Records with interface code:
------------------------------------

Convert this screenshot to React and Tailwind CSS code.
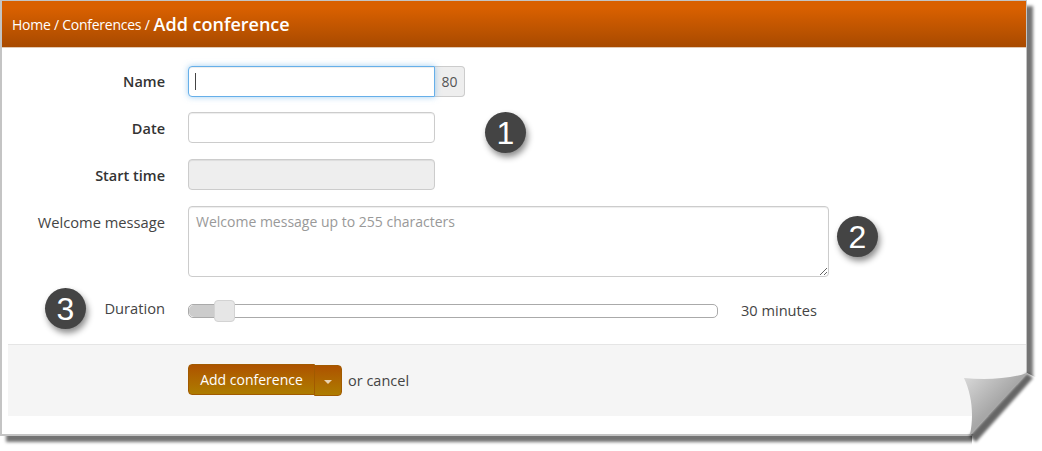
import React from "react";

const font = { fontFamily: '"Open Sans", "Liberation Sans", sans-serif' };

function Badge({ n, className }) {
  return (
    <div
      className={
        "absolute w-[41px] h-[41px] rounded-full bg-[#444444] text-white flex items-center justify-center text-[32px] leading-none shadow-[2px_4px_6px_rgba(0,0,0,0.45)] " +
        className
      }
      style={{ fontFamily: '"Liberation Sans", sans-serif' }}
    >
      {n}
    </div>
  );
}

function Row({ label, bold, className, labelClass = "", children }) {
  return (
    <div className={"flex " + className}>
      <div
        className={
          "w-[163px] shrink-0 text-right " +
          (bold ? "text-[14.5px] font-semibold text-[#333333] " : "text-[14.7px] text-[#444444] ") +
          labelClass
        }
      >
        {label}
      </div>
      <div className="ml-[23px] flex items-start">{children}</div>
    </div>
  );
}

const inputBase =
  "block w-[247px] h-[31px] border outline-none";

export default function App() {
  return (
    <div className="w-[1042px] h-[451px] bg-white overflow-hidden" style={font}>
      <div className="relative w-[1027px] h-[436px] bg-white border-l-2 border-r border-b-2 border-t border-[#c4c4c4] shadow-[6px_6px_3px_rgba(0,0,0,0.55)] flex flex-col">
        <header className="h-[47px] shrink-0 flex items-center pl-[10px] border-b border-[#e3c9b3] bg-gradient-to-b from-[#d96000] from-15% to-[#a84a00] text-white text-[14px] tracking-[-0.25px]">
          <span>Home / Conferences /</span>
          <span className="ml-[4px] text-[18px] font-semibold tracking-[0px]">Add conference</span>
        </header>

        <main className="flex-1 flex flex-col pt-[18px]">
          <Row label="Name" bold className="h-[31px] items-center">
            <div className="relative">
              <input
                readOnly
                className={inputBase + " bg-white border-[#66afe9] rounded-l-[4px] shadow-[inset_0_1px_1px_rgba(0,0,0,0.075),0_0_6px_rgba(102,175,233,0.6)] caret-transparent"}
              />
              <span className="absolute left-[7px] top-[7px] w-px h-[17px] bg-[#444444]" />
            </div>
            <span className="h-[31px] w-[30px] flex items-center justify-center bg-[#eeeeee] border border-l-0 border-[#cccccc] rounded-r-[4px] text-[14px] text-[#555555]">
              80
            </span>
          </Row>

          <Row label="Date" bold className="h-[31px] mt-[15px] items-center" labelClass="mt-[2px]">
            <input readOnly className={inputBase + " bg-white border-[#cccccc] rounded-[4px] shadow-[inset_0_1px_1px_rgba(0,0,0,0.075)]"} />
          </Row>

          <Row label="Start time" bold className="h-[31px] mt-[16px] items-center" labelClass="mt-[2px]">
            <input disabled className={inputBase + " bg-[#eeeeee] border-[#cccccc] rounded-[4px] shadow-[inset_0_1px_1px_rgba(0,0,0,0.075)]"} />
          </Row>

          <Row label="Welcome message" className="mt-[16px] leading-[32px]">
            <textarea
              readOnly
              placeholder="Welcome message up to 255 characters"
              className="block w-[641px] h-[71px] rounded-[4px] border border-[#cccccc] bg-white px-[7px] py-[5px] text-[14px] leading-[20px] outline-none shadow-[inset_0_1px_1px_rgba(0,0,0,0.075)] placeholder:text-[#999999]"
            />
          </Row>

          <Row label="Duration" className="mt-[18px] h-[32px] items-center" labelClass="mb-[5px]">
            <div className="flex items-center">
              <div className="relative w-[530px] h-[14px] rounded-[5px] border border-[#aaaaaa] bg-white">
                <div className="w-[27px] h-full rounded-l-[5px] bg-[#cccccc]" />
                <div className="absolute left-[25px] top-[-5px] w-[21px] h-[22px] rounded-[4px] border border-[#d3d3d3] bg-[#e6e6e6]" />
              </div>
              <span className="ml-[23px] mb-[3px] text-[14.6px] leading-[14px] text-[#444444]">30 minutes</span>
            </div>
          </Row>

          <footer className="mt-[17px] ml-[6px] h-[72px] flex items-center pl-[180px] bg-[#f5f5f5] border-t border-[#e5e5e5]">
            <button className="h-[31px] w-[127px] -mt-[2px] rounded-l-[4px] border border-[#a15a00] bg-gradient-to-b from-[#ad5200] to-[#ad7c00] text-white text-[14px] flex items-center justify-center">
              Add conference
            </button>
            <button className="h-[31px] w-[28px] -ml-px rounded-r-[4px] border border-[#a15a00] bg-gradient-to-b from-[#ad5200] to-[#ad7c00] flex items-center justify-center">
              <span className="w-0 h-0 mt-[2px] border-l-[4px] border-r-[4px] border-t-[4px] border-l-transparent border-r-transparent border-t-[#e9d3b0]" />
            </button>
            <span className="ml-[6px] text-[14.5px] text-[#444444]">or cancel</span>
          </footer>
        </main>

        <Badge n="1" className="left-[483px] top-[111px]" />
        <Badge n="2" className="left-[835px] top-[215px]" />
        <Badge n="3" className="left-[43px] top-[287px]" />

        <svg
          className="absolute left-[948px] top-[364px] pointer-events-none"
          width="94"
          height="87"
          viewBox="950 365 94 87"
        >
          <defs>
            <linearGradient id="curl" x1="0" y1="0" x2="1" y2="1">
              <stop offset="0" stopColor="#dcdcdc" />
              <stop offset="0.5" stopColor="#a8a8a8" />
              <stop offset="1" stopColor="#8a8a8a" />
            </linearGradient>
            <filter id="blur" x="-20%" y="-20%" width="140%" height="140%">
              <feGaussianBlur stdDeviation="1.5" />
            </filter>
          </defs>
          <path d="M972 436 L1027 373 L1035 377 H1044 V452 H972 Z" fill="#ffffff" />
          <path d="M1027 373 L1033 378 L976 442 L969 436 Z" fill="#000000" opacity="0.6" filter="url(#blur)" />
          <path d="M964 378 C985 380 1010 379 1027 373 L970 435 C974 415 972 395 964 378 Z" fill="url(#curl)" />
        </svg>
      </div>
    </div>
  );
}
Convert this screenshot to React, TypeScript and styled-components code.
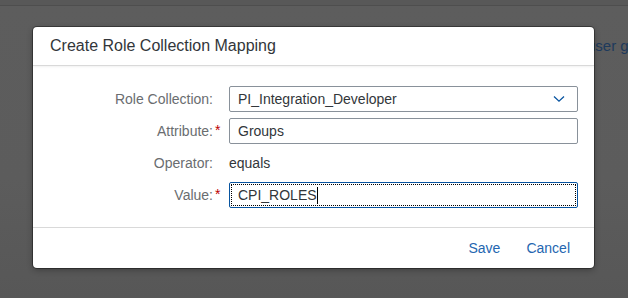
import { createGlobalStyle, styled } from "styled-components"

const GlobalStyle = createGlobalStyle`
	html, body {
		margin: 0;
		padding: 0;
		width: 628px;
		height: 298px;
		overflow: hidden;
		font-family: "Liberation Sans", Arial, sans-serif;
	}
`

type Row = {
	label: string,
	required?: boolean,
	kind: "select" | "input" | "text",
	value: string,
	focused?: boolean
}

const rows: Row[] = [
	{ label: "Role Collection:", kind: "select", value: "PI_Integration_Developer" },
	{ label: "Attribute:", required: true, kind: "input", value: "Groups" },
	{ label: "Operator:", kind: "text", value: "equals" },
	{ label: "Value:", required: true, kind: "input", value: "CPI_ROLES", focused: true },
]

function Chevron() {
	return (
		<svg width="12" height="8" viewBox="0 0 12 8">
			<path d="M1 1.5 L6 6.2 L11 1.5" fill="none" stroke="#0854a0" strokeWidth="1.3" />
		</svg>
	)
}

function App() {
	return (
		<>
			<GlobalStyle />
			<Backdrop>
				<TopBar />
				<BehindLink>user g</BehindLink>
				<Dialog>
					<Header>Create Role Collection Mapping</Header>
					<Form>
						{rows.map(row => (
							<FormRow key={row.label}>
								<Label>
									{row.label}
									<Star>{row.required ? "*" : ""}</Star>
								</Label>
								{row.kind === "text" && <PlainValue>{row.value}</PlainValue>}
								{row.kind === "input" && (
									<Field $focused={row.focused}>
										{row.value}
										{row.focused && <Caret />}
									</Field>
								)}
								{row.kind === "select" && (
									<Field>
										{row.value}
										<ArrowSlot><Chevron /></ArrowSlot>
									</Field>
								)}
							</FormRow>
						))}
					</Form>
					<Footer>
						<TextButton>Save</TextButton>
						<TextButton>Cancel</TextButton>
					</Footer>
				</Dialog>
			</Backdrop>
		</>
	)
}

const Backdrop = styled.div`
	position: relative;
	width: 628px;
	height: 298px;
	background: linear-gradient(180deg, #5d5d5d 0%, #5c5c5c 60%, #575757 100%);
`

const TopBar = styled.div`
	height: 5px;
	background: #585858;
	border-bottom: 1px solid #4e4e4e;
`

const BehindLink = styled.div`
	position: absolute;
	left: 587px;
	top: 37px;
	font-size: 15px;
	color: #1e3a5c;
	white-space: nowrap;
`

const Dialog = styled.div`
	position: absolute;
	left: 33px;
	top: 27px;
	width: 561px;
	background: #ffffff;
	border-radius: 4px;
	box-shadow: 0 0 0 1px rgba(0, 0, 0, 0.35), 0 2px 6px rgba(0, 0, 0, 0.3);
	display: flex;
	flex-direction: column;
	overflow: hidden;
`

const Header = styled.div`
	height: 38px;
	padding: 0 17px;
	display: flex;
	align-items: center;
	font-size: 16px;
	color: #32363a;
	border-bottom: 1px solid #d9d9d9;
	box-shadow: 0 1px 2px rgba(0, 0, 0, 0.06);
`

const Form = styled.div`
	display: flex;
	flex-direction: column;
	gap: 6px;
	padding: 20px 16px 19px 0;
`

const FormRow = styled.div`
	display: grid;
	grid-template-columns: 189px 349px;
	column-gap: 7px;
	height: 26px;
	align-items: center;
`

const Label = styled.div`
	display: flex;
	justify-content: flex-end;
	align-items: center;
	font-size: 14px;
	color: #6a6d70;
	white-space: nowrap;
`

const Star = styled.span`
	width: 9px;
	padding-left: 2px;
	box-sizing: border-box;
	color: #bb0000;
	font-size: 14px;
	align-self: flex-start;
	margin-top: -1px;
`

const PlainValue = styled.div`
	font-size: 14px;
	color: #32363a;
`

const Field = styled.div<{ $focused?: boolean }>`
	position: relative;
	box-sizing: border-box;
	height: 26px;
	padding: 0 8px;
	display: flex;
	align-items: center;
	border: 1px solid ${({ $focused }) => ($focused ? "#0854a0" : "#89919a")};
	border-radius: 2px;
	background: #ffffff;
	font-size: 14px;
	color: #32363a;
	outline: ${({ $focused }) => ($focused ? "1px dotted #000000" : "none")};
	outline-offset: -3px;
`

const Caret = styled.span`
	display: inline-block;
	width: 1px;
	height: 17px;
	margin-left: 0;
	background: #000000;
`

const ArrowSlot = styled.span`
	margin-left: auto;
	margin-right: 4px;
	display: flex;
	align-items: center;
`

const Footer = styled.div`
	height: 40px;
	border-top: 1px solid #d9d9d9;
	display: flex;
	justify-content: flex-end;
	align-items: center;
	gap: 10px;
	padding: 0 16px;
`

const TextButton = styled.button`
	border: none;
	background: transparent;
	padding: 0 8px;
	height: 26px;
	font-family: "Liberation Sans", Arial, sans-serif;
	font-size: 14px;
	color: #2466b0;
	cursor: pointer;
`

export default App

------------------------------------

### DIRECTIVE
Would you reproduce the lines above, from the very first through the line containing "w-[247px] h-[31px] border", exactly and without the pictures?

### FINISHED ANSWER
Convert this screenshot to React and Tailwind CSS code.
import React from "react";

const font = { fontFamily: '"Open Sans", "Liberation Sans", sans-serif' };

function Badge({ n, className }) {
  return (
    <div
      className={
        "absolute w-[41px] h-[41px] rounded-full bg-[#444444] text-white flex items-center justify-center text-[32px] leading-none shadow-[2px_4px_6px_rgba(0,0,0,0.45)] " +
        className
      }
      style={{ fontFamily: '"Liberation Sans", sans-serif' }}
    >
      {n}
    </div>
  );
}

function Row({ label, bold, className, labelClass = "", children }) {
  return (
    <div className={"flex " + className}>
      <div
        className={
          "w-[163px] shrink-0 text-right " +
          (bold ? "text-[14.5px] font-semibold text-[#333333] " : "text-[14.7px] text-[#444444] ") +
          labelClass
        }
      >
        {label}
      </div>
      <div className="ml-[23px] flex items-start">{children}</div>
    </div>
  );
}

const inputBase =
  "block w-[247px] h-[31px] border outline-none";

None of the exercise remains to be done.